/---
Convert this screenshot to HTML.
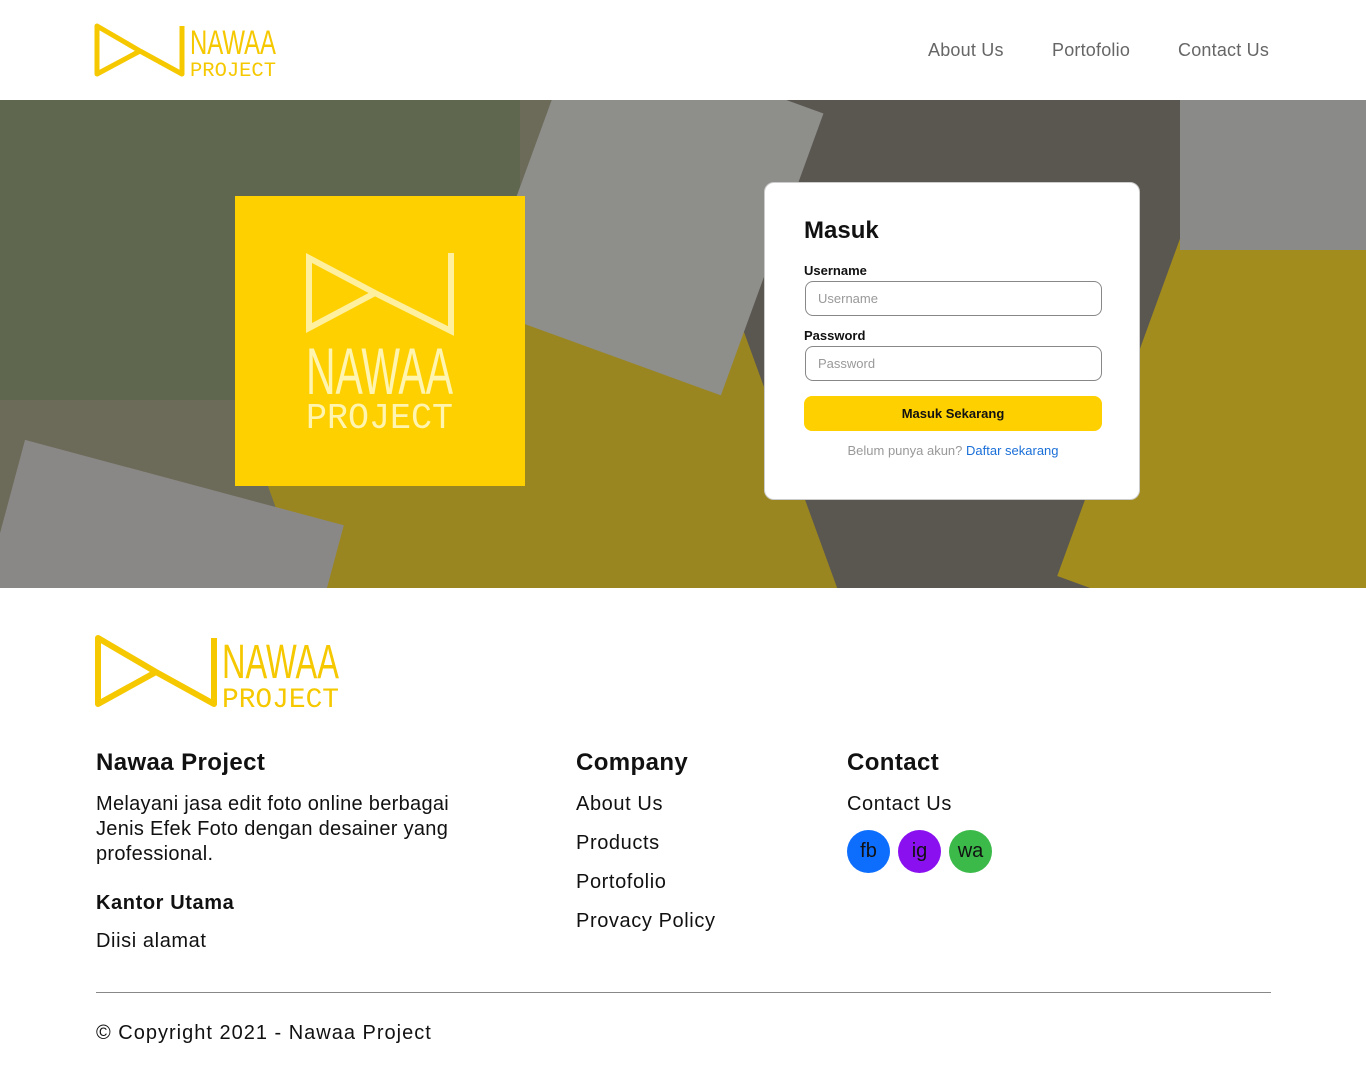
<!DOCTYPE html>
<html><head><meta charset="utf-8"><style>
*{margin:0;padding:0;box-sizing:border-box}
body{width:1366px;height:1084px;font-family:"Liberation Sans",sans-serif;background:#fff;position:relative;overflow:hidden;color:#111}
.abs{position:absolute}
nav a{position:absolute;top:40px;font-size:18px;color:#666;text-decoration:none;letter-spacing:0.2px}
.hero{left:0;top:100px;width:1366px;height:488px;background:#5a5650;overflow:hidden}
.card{left:764px;top:182px;width:376px;height:318px;background:#fff;border-radius:10px;border:1px solid #ccc}
.card label{position:absolute;left:39px;font-size:13px;font-weight:bold;color:#111}
.card .in{position:absolute;left:40px;width:297px;height:35px;border:1px solid #888;border-radius:8px;font-size:13px;color:#999;padding:9px 12px}
.f{position:absolute;font-size:20px;color:#111;letter-spacing:0.6px}
.h{position:absolute;font-size:24px;font-weight:bold;letter-spacing:0.4px}
.c{position:absolute;top:830px;width:43px;height:43px;border-radius:50%;color:#111;font-size:20px;text-align:center;line-height:43px}
</style></head><body>
<svg class="abs" style="left:94px;top:22px" width="185" height="56" viewBox="0 0 185 56">
<path d="M3,4 V52 L46,29 Z M46,29 L88,52 V4" fill="none" stroke="#f5c800" stroke-width="5" stroke-linejoin="round"/>
<text x="96" y="32" font-family="Liberation Sans Narrow,Liberation Sans" font-size="34" fill="#f5c800" textLength="86" lengthAdjust="spacingAndGlyphs">NAWAA</text>
<text x="96" y="54" font-family="Liberation Mono" font-size="20" fill="#f5c800" textLength="86" lengthAdjust="spacingAndGlyphs">PROJECT</text>
</svg>
<nav><a style="left:928px">About Us</a><a style="left:1052px">Portofolio</a><a style="left:1178px">Contact Us</a></nav>
<div class="abs hero">
<div class="abs" style="left:0;top:0;width:560px;height:488px;background:#6c6a58"></div>
<div class="abs" style="left:0;top:0;width:520px;height:300px;background:#56684a;opacity:.6"></div>
<div class="abs" style="left:300px;top:220px;width:500px;height:420px;background:#9a8620;transform:rotate(-20deg)"></div>
<div class="abs" style="left:520px;top:-40px;width:260px;height:300px;background:#8e8e8a;transform:rotate(20deg)"></div>
<div class="abs" style="left:1120px;top:120px;width:300px;height:420px;background:#a28c1e;transform:rotate(20deg)"></div>
<div class="abs" style="left:1180px;top:-20px;width:220px;height:170px;background:#8a8a88"></div>
<div class="abs" style="left:0;top:380px;width:330px;height:150px;background:#8a8886;transform:rotate(15deg)"></div>
<div class="abs" style="left:235px;top:96px;width:290px;height:290px;background:#ffd000">
<svg width="290" height="290" viewBox="0 0 290 290">
<path d="M74,62 V132 L140,97 Z M140,97 L216,135 V57" fill="none" stroke="#fff0a0" stroke-width="6"/>
<text x="71" y="198" font-family="Liberation Sans Narrow,Liberation Sans" font-size="66" fill="#fff4b0" textLength="147" lengthAdjust="spacingAndGlyphs">NAWAA</text>
<text x="71" y="232" font-family="Liberation Mono" font-size="36" fill="#fff4b0" textLength="147" lengthAdjust="spacingAndGlyphs">PROJECT</text>
</svg></div>
</div>
<div class="abs card">
<div class="abs" style="left:39px;top:34px;font-size:24px;font-weight:bold">Masuk</div>
<label style="top:80px">Username</label>
<div class="in" style="top:98px">Username</div>
<label style="top:145px">Password</label>
<div class="in" style="top:163px">Password</div>
<div class="abs" style="left:39px;top:213px;width:298px;height:35px;background:#ffd000;border-radius:8px;text-align:center;line-height:35px;font-size:13px;font-weight:bold">Masuk Sekarang</div>
<div class="abs" style="left:0;width:376px;top:260px;text-align:center;font-size:13px;color:#999">Belum punya akun? <span style="color:#1a6fd8">Daftar sekarang</span></div>
</div>
<svg class="abs" style="left:94px;top:632px" width="250" height="78" viewBox="0 0 250 78">
<path d="M4,6 V72 L62,40 Z M62,40 L120,72 V6" fill="none" stroke="#f5c800" stroke-width="6" stroke-linejoin="round"/>
<text x="128" y="46" font-family="Liberation Sans Narrow,Liberation Sans" font-size="48" fill="#f5c800" textLength="117" lengthAdjust="spacingAndGlyphs">NAWAA</text>
<text x="128" y="75" font-family="Liberation Mono" font-size="28" fill="#f5c800" textLength="117" lengthAdjust="spacingAndGlyphs">PROJECT</text>
</svg>
<div class="h" style="left:96px;top:749px">Nawaa Project</div>
<div class="f" style="left:96px;top:792px;width:380px;line-height:25px;letter-spacing:0.3px">Melayani jasa edit foto online berbagai Jenis Efek Foto dengan desainer yang professional.</div>
<div class="f" style="left:96px;top:892px;font-weight:bold">Kantor Utama</div>
<div class="f" style="left:96px;top:930px">Diisi alamat</div>
<div class="h" style="left:576px;top:749px">Company</div>
<div class="f" style="left:576px;top:793px">About Us</div>
<div class="f" style="left:576px;top:832px">Products</div>
<div class="f" style="left:576px;top:871px">Portofolio</div>
<div class="f" style="left:576px;top:910px">Provacy Policy</div>
<div class="h" style="left:847px;top:749px">Contact</div>
<div class="f" style="left:847px;top:793px">Contact Us</div>
<div class="c" style="left:847px;background:#0d6efd">fb</div>
<div class="c" style="left:898px;background:#8a10f0">ig</div>
<div class="c" style="left:949px;background:#3bba4a">wa</div>
<div class="abs" style="left:96px;top:992px;width:1175px;height:1px;background:#888"></div>
<div class="f" style="left:96px;top:1022px;letter-spacing:1px">© Copyright 2021 - Nawaa Project</div>
</body></html>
\---
Aim:
In your copy, leave out the pictures and reproduce the material above exactly.

Exercise output:
Convert this screenshot to HTML.
<!DOCTYPE html>
<html><head><meta charset="utf-8"><style>
*{margin:0;padding:0;box-sizing:border-box}
body{width:1366px;height:1084px;font-family:"Liberation Sans",sans-serif;background:#fff;position:relative;overflow:hidden;color:#111}
.abs{position:absolute}
nav a{position:absolute;top:40px;font-size:18px;color:#666;text-decoration:none;letter-spacing:0.2px}
.hero{left:0;top:100px;width:1366px;height:488px;background:#5a5650;overflow:hidden}
.card{left:764px;top:182px;width:376px;height:318px;background:#fff;border-radius:10px;border:1px solid #ccc}
.card label{position:absolute;left:39px;font-size:13px;font-weight:bold;color:#111}
.card .in{position:absolute;left:40px;width:297px;height:35px;border:1px solid #888;border-radius:8px;font-size:13px;color:#999;padding:9px 12px}
.f{position:absolute;font-size:20px;color:#111;letter-spacing:0.6px}
.h{position:absolute;font-size:24px;font-weight:bold;letter-spacing:0.4px}
.c{position:absolute;top:830px;width:43px;height:43px;border-radius:50%;color:#111;font-size:20px;text-align:center;line-height:43px}
</style></head><body>
<svg class="abs" style="left:94px;top:22px" width="185" height="56" viewBox="0 0 185 56">
<path d="M3,4 V52 L46,29 Z M46,29 L88,52 V4" fill="none" stroke="#f5c800" stroke-width="5" stroke-linejoin="round"/>
<text x="96" y="32" font-family="Liberation Sans Narrow,Liberation Sans" font-size="34" fill="#f5c800" textLength="86" lengthAdjust="spacingAndGlyphs">NAWAA</text>
<text x="96" y="54" font-family="Liberation Mono" font-size="20" fill="#f5c800" textLength="86" lengthAdjust="spacingAndGlyphs">PROJECT</text>
</svg>
<nav><a style="left:928px">About Us</a><a style="left:1052px">Portofolio</a><a style="left:1178px">Contact Us</a></nav>
<div class="abs hero">
<div class="abs" style="left:0;top:0;width:560px;height:488px;background:#6c6a58"></div>
<div class="abs" style="left:0;top:0;width:520px;height:300px;background:#56684a;opacity:.6"></div>
<div class="abs" style="left:300px;top:220px;width:500px;height:420px;background:#9a8620;transform:rotate(-20deg)"></div>
<div class="abs" style="left:520px;top:-40px;width:260px;height:300px;background:#8e8e8a;transform:rotate(20deg)"></div>
<div class="abs" style="left:1120px;top:120px;width:300px;height:420px;background:#a28c1e;transform:rotate(20deg)"></div>
<div class="abs" style="left:1180px;top:-20px;width:220px;height:170px;background:#8a8a88"></div>
<div class="abs" style="left:0;top:380px;width:330px;height:150px;background:#8a8886;transform:rotate(15deg)"></div>
<div class="abs" style="left:235px;top:96px;width:290px;height:290px;background:#ffd000">
<svg width="290" height="290" viewBox="0 0 290 290">
<path d="M74,62 V132 L140,97 Z M140,97 L216,135 V57" fill="none" stroke="#fff0a0" stroke-width="6"/>
<text x="71" y="198" font-family="Liberation Sans Narrow,Liberation Sans" font-size="66" fill="#fff4b0" textLength="147" lengthAdjust="spacingAndGlyphs">NAWAA</text>
<text x="71" y="232" font-family="Liberation Mono" font-size="36" fill="#fff4b0" textLength="147" lengthAdjust="spacingAndGlyphs">PROJECT</text>
</svg></div>
</div>
<div class="abs card">
<div class="abs" style="left:39px;top:34px;font-size:24px;font-weight:bold">Masuk</div>
<label style="top:80px">Username</label>
<div class="in" style="top:98px">Username</div>
<label style="top:145px">Password</label>
<div class="in" style="top:163px">Password</div>
<div class="abs" style="left:39px;top:213px;width:298px;height:35px;background:#ffd000;border-radius:8px;text-align:center;line-height:35px;font-size:13px;font-weight:bold">Masuk Sekarang</div>
<div class="abs" style="left:0;width:376px;top:260px;text-align:center;font-size:13px;color:#999">Belum punya akun? <span style="color:#1a6fd8">Daftar sekarang</span></div>
</div>
<svg class="abs" style="left:94px;top:632px" width="250" height="78" viewBox="0 0 250 78">
<path d="M4,6 V72 L62,40 Z M62,40 L120,72 V6" fill="none" stroke="#f5c800" stroke-width="6" stroke-linejoin="round"/>
<text x="128" y="46" font-family="Liberation Sans Narrow,Liberation Sans" font-size="48" fill="#f5c800" textLength="117" lengthAdjust="spacingAndGlyphs">NAWAA</text>
<text x="128" y="75" font-family="Liberation Mono" font-size="28" fill="#f5c800" textLength="117" lengthAdjust="spacingAndGlyphs">PROJECT</text>
</svg>
<div class="h" style="left:96px;top:749px">Nawaa Project</div>
<div class="f" style="left:96px;top:792px;width:380px;line-height:25px;letter-spacing:0.3px">Melayani jasa edit foto online berbagai Jenis Efek Foto dengan desainer yang professional.</div>
<div class="f" style="left:96px;top:892px;font-weight:bold">Kantor Utama</div>
<div class="f" style="left:96px;top:930px">Diisi alamat</div>
<div class="h" style="left:576px;top:749px">Company</div>
<div class="f" style="left:576px;top:793px">About Us</div>
<div class="f" style="left:576px;top:832px">Products</div>
<div class="f" style="left:576px;top:871px">Portofolio</div>
<div class="f" style="left:576px;top:910px">Provacy Policy</div>
<div class="h" style="left:847px;top:749px">Contact</div>
<div class="f" style="left:847px;top:793px">Contact Us</div>
<div class="c" style="left:847px;background:#0d6efd">fb</div>
<div class="c" style="left:898px;background:#8a10f0">ig</div>
<div class="c" style="left:949px;background:#3bba4a">wa</div>
<div class="abs" style="left:96px;top:992px;width:1175px;height:1px;background:#888"></div>
<div class="f" style="left:96px;top:1022px;letter-spacing:1px">© Copyright 2021 - Nawaa Project</div>
</body></html>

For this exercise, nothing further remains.